**PROBLEM STATEMENT:** Return the material exactly, first line through the line containing "const time = ref('0:05.569')", and nothing more. Pictures stay out.

**MATERIAL:**
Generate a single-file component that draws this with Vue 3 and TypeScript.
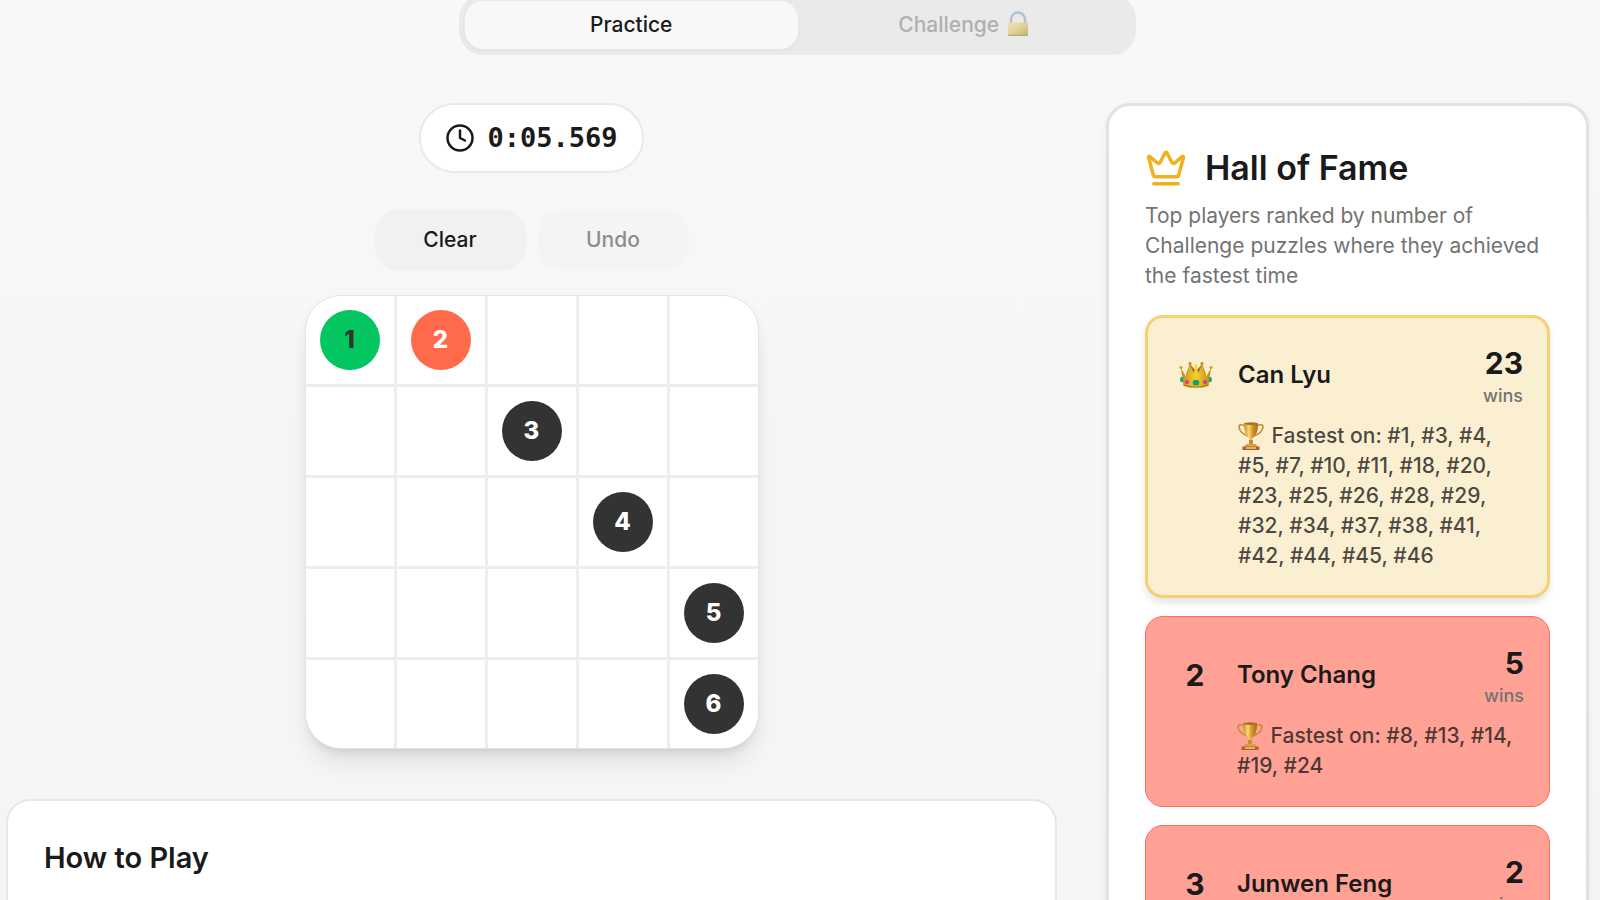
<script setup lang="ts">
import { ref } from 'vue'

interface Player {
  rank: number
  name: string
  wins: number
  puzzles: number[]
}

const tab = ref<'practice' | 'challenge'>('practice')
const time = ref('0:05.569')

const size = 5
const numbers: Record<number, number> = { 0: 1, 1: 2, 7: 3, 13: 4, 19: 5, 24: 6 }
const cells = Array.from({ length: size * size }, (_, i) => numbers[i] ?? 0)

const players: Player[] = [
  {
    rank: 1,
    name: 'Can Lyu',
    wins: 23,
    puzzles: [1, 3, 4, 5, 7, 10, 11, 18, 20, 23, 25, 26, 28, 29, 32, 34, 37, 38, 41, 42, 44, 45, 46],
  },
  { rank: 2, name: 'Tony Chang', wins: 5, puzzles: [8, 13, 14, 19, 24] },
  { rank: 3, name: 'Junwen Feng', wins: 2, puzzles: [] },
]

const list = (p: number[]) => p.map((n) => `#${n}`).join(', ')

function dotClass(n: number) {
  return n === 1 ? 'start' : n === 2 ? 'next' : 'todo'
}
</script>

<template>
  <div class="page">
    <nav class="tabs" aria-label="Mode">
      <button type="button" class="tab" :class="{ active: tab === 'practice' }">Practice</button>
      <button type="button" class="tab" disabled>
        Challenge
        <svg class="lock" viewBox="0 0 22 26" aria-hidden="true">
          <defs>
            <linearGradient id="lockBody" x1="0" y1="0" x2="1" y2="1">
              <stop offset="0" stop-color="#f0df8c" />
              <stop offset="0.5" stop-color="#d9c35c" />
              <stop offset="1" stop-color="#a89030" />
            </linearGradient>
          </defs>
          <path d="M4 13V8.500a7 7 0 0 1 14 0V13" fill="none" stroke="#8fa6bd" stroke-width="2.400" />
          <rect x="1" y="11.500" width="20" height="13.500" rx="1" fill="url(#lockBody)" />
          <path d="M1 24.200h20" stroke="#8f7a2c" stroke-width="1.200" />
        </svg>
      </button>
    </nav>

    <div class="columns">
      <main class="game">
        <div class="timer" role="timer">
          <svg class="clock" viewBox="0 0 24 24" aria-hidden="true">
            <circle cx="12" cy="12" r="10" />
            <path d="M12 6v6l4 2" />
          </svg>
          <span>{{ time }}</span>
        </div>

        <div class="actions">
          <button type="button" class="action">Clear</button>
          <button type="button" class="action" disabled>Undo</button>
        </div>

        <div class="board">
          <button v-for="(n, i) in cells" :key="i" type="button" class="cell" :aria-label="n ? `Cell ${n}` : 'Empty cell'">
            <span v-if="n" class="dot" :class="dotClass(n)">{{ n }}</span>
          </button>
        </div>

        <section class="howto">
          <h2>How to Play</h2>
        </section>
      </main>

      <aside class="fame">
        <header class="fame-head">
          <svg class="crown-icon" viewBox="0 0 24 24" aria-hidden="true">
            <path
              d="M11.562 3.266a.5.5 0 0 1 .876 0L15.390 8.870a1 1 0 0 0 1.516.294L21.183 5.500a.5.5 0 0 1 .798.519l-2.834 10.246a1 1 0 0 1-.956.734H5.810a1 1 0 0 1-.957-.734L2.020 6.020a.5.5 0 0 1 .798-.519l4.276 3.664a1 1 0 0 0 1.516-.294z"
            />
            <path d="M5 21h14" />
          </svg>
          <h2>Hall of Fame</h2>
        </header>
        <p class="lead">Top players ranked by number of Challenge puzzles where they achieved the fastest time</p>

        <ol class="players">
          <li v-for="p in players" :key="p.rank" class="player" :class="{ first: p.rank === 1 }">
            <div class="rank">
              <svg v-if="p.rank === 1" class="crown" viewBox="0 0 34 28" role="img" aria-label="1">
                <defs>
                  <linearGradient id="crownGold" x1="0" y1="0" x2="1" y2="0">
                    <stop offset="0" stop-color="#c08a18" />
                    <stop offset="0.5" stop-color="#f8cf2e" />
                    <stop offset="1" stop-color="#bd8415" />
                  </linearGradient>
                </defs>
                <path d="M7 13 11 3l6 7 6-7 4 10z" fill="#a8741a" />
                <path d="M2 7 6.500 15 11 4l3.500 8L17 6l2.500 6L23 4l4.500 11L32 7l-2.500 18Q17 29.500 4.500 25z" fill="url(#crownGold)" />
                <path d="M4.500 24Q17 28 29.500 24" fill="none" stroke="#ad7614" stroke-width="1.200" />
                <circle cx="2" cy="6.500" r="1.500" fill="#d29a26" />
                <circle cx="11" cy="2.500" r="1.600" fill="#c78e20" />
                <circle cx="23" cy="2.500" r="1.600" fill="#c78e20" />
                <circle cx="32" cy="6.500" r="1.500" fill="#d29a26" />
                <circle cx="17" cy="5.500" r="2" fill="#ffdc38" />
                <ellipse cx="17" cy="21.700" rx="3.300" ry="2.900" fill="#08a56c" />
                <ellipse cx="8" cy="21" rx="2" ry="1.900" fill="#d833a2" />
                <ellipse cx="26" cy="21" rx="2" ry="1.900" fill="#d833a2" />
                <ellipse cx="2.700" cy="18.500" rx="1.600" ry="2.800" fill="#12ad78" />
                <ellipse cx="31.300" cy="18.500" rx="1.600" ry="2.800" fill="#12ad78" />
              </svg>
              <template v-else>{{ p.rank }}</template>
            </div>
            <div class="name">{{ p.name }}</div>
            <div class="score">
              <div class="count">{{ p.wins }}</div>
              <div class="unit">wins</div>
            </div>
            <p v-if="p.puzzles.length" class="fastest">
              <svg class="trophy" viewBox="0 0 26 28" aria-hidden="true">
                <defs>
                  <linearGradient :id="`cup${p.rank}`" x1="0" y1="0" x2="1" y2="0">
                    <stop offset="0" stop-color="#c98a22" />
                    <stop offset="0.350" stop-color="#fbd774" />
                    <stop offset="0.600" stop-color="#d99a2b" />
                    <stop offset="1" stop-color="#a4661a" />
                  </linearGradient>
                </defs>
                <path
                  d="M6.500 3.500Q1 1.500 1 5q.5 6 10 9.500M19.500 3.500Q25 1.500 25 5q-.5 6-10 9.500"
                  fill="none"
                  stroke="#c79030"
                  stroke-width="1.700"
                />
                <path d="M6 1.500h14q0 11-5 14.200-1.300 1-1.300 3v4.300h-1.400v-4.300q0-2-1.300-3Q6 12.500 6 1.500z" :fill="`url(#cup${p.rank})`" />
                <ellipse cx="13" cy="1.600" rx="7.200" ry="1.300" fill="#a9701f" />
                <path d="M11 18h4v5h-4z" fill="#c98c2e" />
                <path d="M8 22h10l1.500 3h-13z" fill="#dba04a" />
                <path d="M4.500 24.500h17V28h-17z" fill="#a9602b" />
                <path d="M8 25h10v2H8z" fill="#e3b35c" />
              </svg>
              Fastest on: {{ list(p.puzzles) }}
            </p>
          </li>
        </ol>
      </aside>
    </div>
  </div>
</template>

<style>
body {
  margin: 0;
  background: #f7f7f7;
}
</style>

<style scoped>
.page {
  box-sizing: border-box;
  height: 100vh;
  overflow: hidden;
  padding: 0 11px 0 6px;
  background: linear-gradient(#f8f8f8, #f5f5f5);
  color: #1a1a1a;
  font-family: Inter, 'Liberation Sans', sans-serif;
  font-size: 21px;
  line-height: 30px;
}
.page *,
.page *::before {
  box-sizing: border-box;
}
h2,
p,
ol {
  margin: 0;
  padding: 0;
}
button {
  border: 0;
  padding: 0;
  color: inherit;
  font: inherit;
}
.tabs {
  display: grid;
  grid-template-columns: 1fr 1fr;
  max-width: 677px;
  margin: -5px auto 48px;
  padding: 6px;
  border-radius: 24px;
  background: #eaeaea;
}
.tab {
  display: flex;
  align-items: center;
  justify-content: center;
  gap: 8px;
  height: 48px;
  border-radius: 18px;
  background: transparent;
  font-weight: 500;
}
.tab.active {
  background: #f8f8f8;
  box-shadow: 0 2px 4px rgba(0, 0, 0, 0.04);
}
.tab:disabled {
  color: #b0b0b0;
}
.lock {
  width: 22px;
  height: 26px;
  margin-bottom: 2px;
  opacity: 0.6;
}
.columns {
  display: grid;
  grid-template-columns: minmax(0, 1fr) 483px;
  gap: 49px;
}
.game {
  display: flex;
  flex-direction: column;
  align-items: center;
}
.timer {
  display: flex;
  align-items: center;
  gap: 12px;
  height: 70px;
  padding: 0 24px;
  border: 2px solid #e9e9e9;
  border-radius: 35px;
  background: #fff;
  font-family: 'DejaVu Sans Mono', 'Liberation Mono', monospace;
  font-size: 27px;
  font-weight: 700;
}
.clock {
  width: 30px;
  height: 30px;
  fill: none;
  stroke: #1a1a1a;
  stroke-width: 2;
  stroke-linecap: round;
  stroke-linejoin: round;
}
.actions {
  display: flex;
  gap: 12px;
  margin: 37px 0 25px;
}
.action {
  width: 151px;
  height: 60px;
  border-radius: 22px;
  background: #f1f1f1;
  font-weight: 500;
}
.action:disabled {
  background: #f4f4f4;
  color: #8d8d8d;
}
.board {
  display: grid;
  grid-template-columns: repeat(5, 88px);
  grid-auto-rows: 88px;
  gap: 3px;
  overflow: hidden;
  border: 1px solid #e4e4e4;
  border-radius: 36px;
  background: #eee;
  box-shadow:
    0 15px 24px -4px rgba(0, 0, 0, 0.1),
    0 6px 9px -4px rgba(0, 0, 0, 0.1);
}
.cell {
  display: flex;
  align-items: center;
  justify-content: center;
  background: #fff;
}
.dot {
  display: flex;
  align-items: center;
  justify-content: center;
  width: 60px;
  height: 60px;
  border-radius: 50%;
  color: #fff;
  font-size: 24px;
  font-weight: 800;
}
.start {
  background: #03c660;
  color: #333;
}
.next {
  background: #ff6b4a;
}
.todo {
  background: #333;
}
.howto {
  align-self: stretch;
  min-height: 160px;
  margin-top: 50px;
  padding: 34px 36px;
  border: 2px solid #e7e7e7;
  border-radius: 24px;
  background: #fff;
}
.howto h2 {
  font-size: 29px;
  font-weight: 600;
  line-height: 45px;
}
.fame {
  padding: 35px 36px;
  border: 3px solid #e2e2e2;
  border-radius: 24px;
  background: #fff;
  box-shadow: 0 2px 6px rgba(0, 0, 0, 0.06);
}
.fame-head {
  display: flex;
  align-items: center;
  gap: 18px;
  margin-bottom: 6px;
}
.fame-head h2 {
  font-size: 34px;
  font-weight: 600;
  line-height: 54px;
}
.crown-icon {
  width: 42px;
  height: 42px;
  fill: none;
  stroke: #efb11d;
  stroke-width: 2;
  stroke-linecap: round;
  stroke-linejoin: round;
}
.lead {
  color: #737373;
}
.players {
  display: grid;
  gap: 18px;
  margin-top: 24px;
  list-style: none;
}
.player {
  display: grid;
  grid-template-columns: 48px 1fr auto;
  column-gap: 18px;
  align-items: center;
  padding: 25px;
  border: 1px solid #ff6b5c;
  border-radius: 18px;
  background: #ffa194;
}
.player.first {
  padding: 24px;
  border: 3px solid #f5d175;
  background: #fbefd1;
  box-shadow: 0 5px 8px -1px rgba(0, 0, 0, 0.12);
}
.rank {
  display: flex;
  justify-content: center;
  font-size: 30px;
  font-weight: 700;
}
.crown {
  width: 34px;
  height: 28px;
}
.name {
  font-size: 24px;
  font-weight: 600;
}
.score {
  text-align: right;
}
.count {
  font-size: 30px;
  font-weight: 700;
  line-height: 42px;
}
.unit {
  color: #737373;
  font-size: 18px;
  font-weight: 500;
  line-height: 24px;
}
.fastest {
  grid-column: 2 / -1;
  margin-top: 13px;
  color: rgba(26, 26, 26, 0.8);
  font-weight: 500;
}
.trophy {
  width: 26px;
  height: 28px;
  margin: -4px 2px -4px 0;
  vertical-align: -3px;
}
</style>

**OUTPUT FOR THIS EXERCISE:**
Generate a single-file component that draws this with Vue 3 and TypeScript.
<script setup lang="ts">
import { ref } from 'vue'

interface Player {
  rank: number
  name: string
  wins: number
  puzzles: number[]
}

const tab = ref<'practice' | 'challenge'>('practice')
const time = ref('0:05.569')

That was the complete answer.